To sever that and entice me to hop off payroll and benefits, they gave me an addition 3 months pay. That gives me roughly my yearly salary.
90 days is pretty standard in the US, at least with bigger companies that have to abide by the WARN Act
I’m in Canada and my bank sent out the annual layoff season email about how there is support for me (in the form of a high interest loan).
It's good to know they have your back(pocket).
Layoff season being thing should remind everyone why you should always do the minimum and why you should never have loyalty to an employer
Yeah… that’s probably sometimes true. But I also work in a tech company and holy fuck do we have a lot of dead weight.
That's a management problem. Managers should be getting poor performers up to speed (or firing them). Dealing with it through layoffs juices the stock and makes investors think the company is LeAn
I think thats a (shocker) overly simplistic approach to the dynamic. Layoffs are never a good look - and we’ve had an unprecedented boom time in tech for the last 20 years.
Companies were hiring just so competitors couldn’t. That doesn’t really happen anymore outside of AI.
We had what felt like make-work jobs, some nice guy or gal that no one wanted to fire who was “involved” but literally not responsible for anything.
Broad layoffs in the industry gave everyone cover to make unpopular decisions because everyone is doing it.
I don’t think - at least the ones I saw directly - it was the wrong choice.
Everything you described is still mismanagement.
I agree with you but boy, here in America, employees are disposable assets, not potentially highly useful and reliable experts worth any kind of actually useful investment in or training.
I know. And that's not how it should be. I've had the privilege/luck of working in orgs where my management actually gave a shit and tried to do the best by their employees. If someone is struggling we do our best to get them back to performing or find them a position that works. I don't think we've ever had to fire anyone.
Cutting an arbitrary 10% of people (or a few underperforming products) is absolute bullshit. It's unfair to the employees because it doesn't give them a chance to improve, and it's unfair to customers because stuff they rely on disappears.
Unfortunately cuts don't usually target the dead weight. I've worked in IT consulting for a while now, and cuts to consultants is always the first step. Just across the board, companies slash their consulting budgets blindly. Most of the time, we are leaving behind company critical systems to be supported by the "dead weight" people that couldn't tell their ass from a hole in the ground.
I'm currently on an integrated team, meaning half our developers are consultants and half are regular employees. The consultants consistently put out significantly higher quality work in a fraction of the time. But as of Jan 1, we cut almost all of them. And as of June, we're cutting the rest. What's going to be left behind is half the number of people that will put out less than a quarter of the results than before.

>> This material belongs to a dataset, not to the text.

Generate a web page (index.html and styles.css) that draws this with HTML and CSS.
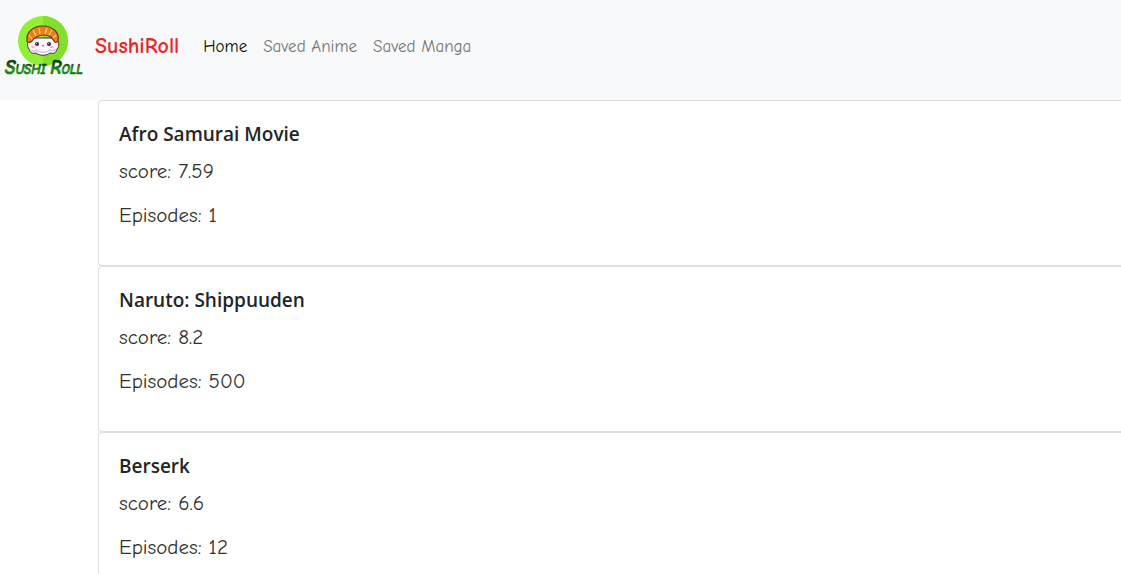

But the reality is that consultants are easy to cut. You don't have to call them layoffs or pay them severance.
That's because the better people leave to become consultants. People aren't going into consulting to make less money.

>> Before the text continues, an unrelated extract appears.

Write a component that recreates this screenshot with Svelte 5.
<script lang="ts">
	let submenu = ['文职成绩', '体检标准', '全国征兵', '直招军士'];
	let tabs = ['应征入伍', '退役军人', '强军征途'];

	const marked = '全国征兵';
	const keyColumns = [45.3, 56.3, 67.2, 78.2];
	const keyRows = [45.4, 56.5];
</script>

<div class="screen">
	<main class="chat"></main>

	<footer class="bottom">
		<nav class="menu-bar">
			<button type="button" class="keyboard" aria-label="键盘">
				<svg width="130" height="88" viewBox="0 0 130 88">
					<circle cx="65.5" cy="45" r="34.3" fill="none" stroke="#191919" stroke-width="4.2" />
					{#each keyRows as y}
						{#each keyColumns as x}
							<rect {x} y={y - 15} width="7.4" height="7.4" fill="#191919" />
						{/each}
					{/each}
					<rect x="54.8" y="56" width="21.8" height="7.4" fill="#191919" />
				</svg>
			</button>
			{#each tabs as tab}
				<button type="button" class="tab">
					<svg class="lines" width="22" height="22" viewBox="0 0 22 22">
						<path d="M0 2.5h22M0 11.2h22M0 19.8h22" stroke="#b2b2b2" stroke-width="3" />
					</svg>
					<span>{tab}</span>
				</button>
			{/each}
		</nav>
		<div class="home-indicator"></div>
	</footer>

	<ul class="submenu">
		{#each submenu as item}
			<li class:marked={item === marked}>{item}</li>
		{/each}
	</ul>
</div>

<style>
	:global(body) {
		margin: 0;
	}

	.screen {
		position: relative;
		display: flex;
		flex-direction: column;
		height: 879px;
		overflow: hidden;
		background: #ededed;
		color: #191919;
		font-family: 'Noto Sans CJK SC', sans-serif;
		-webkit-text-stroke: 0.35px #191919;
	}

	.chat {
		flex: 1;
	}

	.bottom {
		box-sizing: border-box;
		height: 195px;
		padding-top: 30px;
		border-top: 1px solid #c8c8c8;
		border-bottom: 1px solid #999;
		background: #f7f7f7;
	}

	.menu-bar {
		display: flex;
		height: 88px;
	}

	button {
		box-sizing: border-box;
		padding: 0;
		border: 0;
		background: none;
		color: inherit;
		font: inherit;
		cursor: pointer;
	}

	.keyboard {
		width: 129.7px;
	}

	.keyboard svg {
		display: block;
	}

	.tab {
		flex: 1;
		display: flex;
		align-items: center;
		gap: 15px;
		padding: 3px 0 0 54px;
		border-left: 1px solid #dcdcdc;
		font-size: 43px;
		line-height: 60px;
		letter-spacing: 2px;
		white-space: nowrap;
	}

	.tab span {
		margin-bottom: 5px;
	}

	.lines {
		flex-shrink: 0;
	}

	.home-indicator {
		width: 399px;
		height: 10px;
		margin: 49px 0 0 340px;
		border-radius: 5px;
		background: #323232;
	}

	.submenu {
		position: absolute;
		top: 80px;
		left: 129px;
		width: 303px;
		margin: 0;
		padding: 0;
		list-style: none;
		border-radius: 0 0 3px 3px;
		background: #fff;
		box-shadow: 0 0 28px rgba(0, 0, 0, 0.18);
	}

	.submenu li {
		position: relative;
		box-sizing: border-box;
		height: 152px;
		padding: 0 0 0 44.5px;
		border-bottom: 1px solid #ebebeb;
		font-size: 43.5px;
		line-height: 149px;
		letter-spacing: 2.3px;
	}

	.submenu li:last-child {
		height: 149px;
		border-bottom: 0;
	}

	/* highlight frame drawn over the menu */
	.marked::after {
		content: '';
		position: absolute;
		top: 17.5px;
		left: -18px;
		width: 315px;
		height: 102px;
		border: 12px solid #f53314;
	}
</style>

And does the dead weight get cut during layoff season? Or does it affect people who are capable but won't take bullshit from management?

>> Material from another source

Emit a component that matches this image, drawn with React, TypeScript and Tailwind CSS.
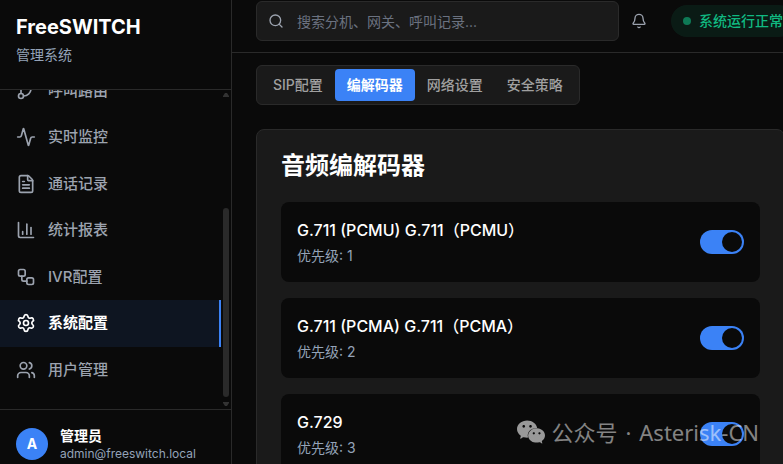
import { useState } from "react";
import {
  Activity,
  Bell,
  ChartColumn,
  FileText,
  GitBranch,
  Search,
  Settings,
  Users,
  Workflow,
} from "lucide-react";
import { SiWechat } from "react-icons/si";

const NAV_ITEMS = [
  { key: "routing", label: "呼叫路由", icon: GitBranch },
  { key: "monitor", label: "实时监控", icon: Activity },
  { key: "cdr", label: "通话记录", icon: FileText },
  { key: "reports", label: "统计报表", icon: ChartColumn },
  { key: "ivr", label: "IVR配置", icon: Workflow },
  { key: "settings", label: "系统配置", icon: Settings },
  { key: "users", label: "用户管理", icon: Users },
];

const TABS = ["SIP配置", "编解码器", "网络设置", "安全策略"];

const CODECS = [
  { id: "pcmu", name: "G.711 (PCMU) G.711（PCMU）", priority: 1 },
  { id: "pcma", name: "G.711 (PCMA) G.711（PCMA）", priority: 2 },
  { id: "g729", name: "G.729", priority: 3 },
];

function Sidebar() {
  return (
    <aside className="flex w-[232px] shrink-0 flex-col border-r border-[#2a2a2a]">
      <div className="shrink-0 border-b border-[#2a2a2a] px-4 pt-[13px] pb-6">
        <h1 className="text-xl font-bold">FreeSWITCH</h1>
        <p className="mt-1 text-sm text-[#94a3b8]">管理系统</p>
      </div>

      <div className="flex min-h-0 flex-1">
        <nav className="flex flex-1 flex-col justify-end overflow-hidden pb-4" aria-label="主导航">
          {NAV_ITEMS.map(({ key, label, icon: Icon }) => (
            <a
              key={key}
              href={`#${key}`}
              className={[
                "flex shrink-0 items-center gap-3 px-4 py-3 text-[15px] leading-normal",
                key === "settings"
                  ? "border-r-2 border-[#3b82f6] bg-[#3b82f6]/10 font-semibold text-white"
                  : "font-medium text-[#9ca3af]",
              ].join(" ")}
            >
              <Icon size={20} />
              {label}
            </a>
          ))}
        </nav>

        {/* Scrollbar */}
        <div className="flex w-[10px] shrink-0 flex-col items-center py-[3px]" aria-hidden="true">
          <svg width="6" height="4" viewBox="0 0 6 4" fill="#333333">
            <path d="M2 0H4L6 3V4H0V3z" />
          </svg>
          <div className="flex-[111]" />
          <div className="w-[6px] flex-[189] rounded-full bg-[#2a2a2a]" />
          <svg className="mt-[5px]" width="6" height="4" viewBox="0 0 6 4" fill="#333333">
            <path d="M0 0H6V1L4 4H2L0 1z" />
          </svg>
        </div>
      </div>

      <div className="flex shrink-0 items-center gap-3 border-t border-[#2a2a2a] px-4 pt-4 pb-0.5">
        <div className="flex size-8 items-center justify-center rounded-full bg-[#3b82f6] text-sm font-bold">
          A
        </div>
        <div>
          <p className="text-sm font-semibold">管理员</p>
          <p className="text-xs text-[#94a3b8]">admin@freeswitch.local</p>
        </div>
      </div>
    </aside>
  );
}

function TopBar() {
  return (
    <header className="flex shrink-0 items-center border-b border-[#2a2a2a] pt-px pr-3.5 pb-[11px] pl-6">
      <div className="relative flex-1">
        <Search size={16} className="absolute top-3 left-3 text-[#9ca3af]" />
        <input
          type="search"
          aria-label="搜索"
          placeholder="搜索分机、网关、呼叫记录..."
          className="h-10 w-full rounded-md border border-[#2a2a2a] bg-[#1a1a1a] pr-3 pl-10 text-sm outline-none placeholder:text-[#6b7280]"
        />
      </div>
      <button
        type="button"
        aria-label="通知"
        className="mr-3 flex size-10 items-center justify-center text-[#9ca3af]"
      >
        <Bell size={16} />
      </button>
      <div className="flex h-8 items-center gap-2 rounded-full bg-[#10b981]/10 px-3 text-sm font-medium whitespace-nowrap text-[#10b981]">
        <span className="size-2 rounded-full bg-[#10b981]/60" />
        系统运行正常
      </div>
    </header>
  );
}

function CodecRow({ id, name, priority }: { id: string; name: string; priority: number }) {
  const [enabled, setEnabled] = useState(true);

  return (
    <li className="flex items-center justify-between rounded-lg bg-[#0a0a0a] p-4">
      <label htmlFor={id}>
        <span className="block text-base font-medium">{name}</span>
        <span className="mt-1 block text-sm text-[#94a3b8]">优先级: {priority}</span>
      </label>
      <input
        id={id}
        type="checkbox"
        role="switch"
        checked={enabled}
        onChange={(e) => setEnabled(e.target.checked)}
        className="flex h-6 w-11 appearance-none rounded-full bg-[#2a2a2a] p-0.5 before:size-5 before:rounded-full before:bg-[#0a0a0a] checked:justify-end checked:bg-[#3b82f6]"
      />
    </li>
  );
}

export default function App() {
  const [tab, setTab] = useState("编解码器");

  return (
    <div className="relative flex h-screen overflow-hidden bg-[#0a0a0a] font-['Inter','Noto_Sans_CJK_SC',sans-serif] text-white">
      <Sidebar />

      <div className="flex min-w-[577px] flex-1 flex-col">
        <TopBar />

        <main className="flex min-h-0 flex-1 flex-col items-start gap-6 overflow-hidden px-6 pt-3">
          <div
            role="tablist"
            className="flex h-10 shrink-0 items-center rounded-md border border-[#2a2a2a] bg-[#1a1a1a] px-1"
          >
            {TABS.map((label) => (
              <button
                key={label}
                type="button"
                role="tab"
                aria-selected={tab === label}
                onClick={() => setTab(label)}
                className={[
                  "h-8 rounded-sm px-3 text-sm whitespace-nowrap",
                  tab === label ? "bg-[#3b82f6] font-semibold text-white" : "font-medium text-[#a0a0a0]",
                ].join(" ")}
              >
                {label}
              </button>
            ))}
          </div>

          <section className="w-full shrink-0 rounded-lg border border-[#2a2a2a] bg-[#1a1a1a] p-6">
            <h2 className="text-2xl leading-none font-semibold">音频编解码器</h2>
            <ul className="mt-6 flex flex-col gap-4">
              {CODECS.map((codec) => (
                <CodecRow key={codec.id} {...codec} />
              ))}
            </ul>
          </section>
        </main>
      </div>

      {/* Watermark */}
      <div className="pointer-events-none absolute right-6 bottom-[18px] flex items-center gap-1.5 text-[22px] leading-7 whitespace-nowrap text-white/50">
        <SiWechat size={28} className="text-[#999999]" />
        <p className="flex gap-2 font-['Noto_Sans','Noto_Sans_CJK_SC',sans-serif]">
          <span>公众号</span>
          <span>·</span>
          <span>Asterisk-CN</span>
        </p>
      </div>
    </div>
  );
}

I've seen both, sometimes middle management gets gutted and things are reorganized, sometimes it's more focused on the grunts.
You can only generalize it so far
I'm in tech and there's a lot of dead weight in my company, but our layoffs don't really target those people. We just lost several of the best engineers in my department for stupid reasons (introducing a new c-suite position), and it caused problems immediately.
3rd Quarter Report: "Wow, they've cut operating costs by nearly a third!"
1st Quarter Report: "Wow, they've taken their profits and hired thousands of new employees!"
I didn't realize it at the time but I was part of this horrible trend. I was doing support for a large software company that's big in system administration circles.
I was laid off just prior to the end of the year. December 15, if I recall correctly (somewhere around there regardless). Shortly after me, will into layoff season, my entire support center was decommissioned and all of my co-workers joined me in unemployment. Within a few months the center went from hundreds of employees to zero.
They took the companies name off the building a year later. This was a bit less than 10 years ago and I'm still bitter; especially since the CEO visited the center about a month before he laid off the entire center, directly in the wake of laying off the front line customer support team in my center and outsourcing their jobs to low cost geographies; he had the gall to lecture is about how the layoff of the CS team didn't and shouldn't imply anything about the support team. Blah blah blah, different business unit, different operating criteria, yadda yadda yadda.... All bullshit to try to get us to work harder right up until the bitter end.
They gave everyone two months pay as severance with no consideration to how long you had worked there. Many people were shown the door after the better part of a decade, with no additional consideration than what people who were there less than a year recieved. I still don't like that CEO, and he's doing rounds in the tech circles with people singing his praises. Makes me sick.
I don't understand why we can't name and shame these days. They shamed you. They have tarnished your rep by making you redundant. They showed no professional courtesy. Fuck them. Name and shame.
These cunts continue to do the rounds because no one ever outright calls these cunts out.
But we cut costs by 5% for the quarterly report and got a nice bonus for that. That's all that counts, after all.
Line goes up!!
For my company, layoff season is traditionally Q4. I assume they do that so they can load all the expense in the year ending as a "one time" charge that they then subtract from the adjusted earnings, as if it never happened. And then do it again every year.
Unfortunately, starting last year in Q2, we seem to have moved to rolling layoffs. There's a high likelihood that my team will be reorganized twice in 9 months (while still implementing the last round). That will also be the 3rd round of layoffs in 9 months. My boss thinks I'm safe in the next round, but I'm doubtful.
I've been in your shoes. I hope you are interviewing. Your boss will not tell you the truth, but what you need to hear.
We got 3 rounds in the last 12 months. At this rate I'm expecting another by March.